Outback Radio 2WEB is a community radio station broadcasting from Bourke, situated in far western New South Wales.  Its broadcast area serves the communities of Bourke, Cobar, Nyngan, Coonamble, Walgett, Lightning Ridge, Wilcannia and many other towns and villages in western New South Wales, south west Queensland and north east South Australia.

History
2WEB started as a school project inside a small room at Bourke High School after suggestion by science teacher Colin Elliot. Funding was provided from the Disadvantaged Country Area Program in 1977, with equipment installed and the first broadcasts reaching an audience within a 200-kilometre radius of the school grounds the following year.

On November 13, 1978, the very first 2WEB broadcast went to air. After several years of operation and fundraising, 2WEB moved to purposely built premises in Oxley Street which they still occupy today.

In 2003, five FM translator services were installed to complement the AM signal in the towns of Coonamble (91.1 FM), Lightning Ridge (90.5 FM), Nyngan (100.7 FM), Walgett (104.9 FM) and Wilcannia (99.9 FM).

In January 2018, 2WEB acquired and resumed publishing Bourke newspaper The Western Herald after its owners decided to cease publication in December 2017.
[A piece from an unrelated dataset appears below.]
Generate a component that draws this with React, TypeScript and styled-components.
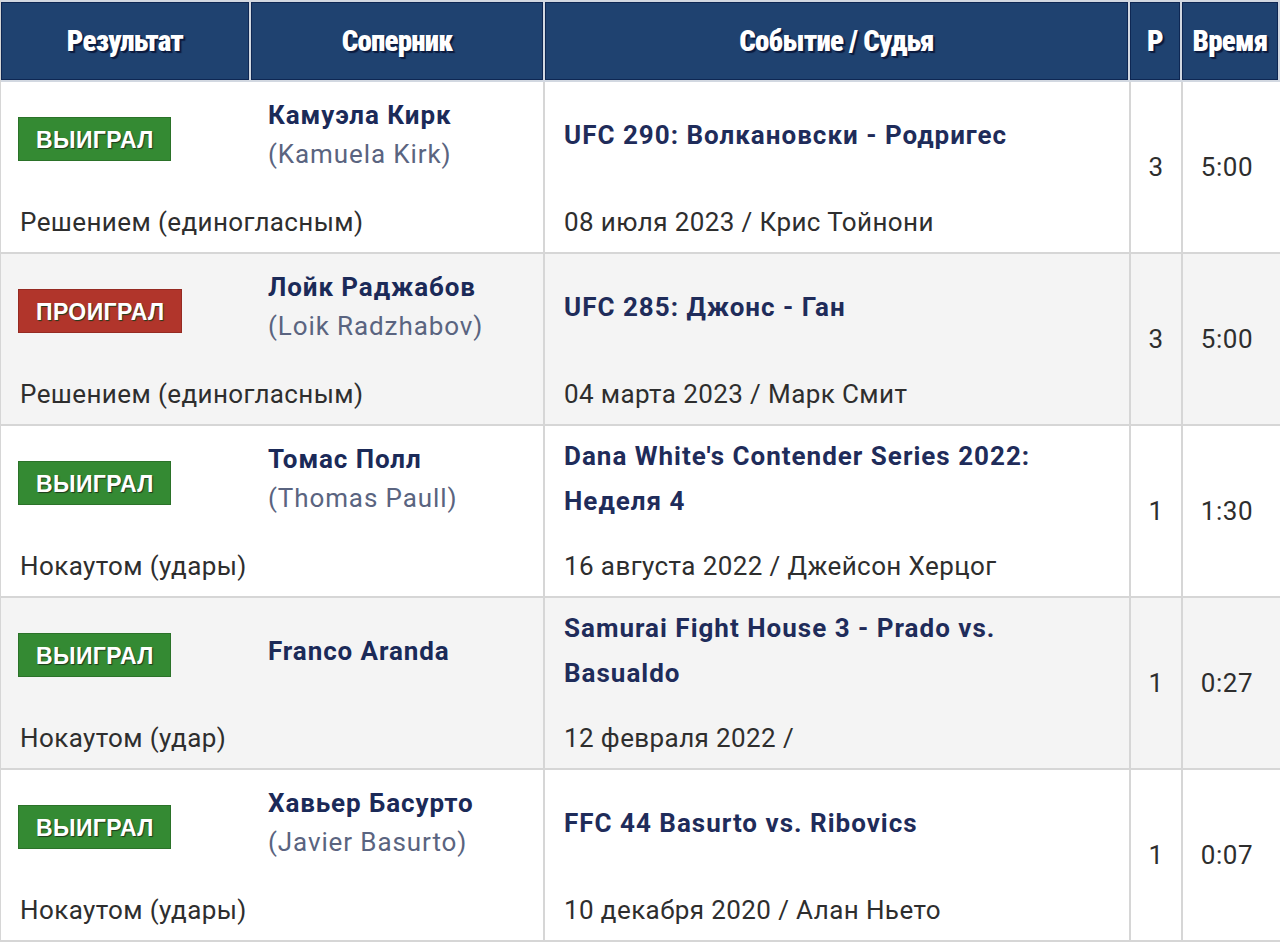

A new AM transmitter was purchased and installed after local MP Kevin Humphries announced funding of $85,000 in March 2018; later that year, funds were secured to rebuild the three existing studios with the latest digital broadcast and production facilities.

Programming
Programming originates from its Bourke studios and has been refined over the years with regular shifts incorporating locally produced regional news and National News from Nine Radio. Most of the music programming consists of classic hits and country music.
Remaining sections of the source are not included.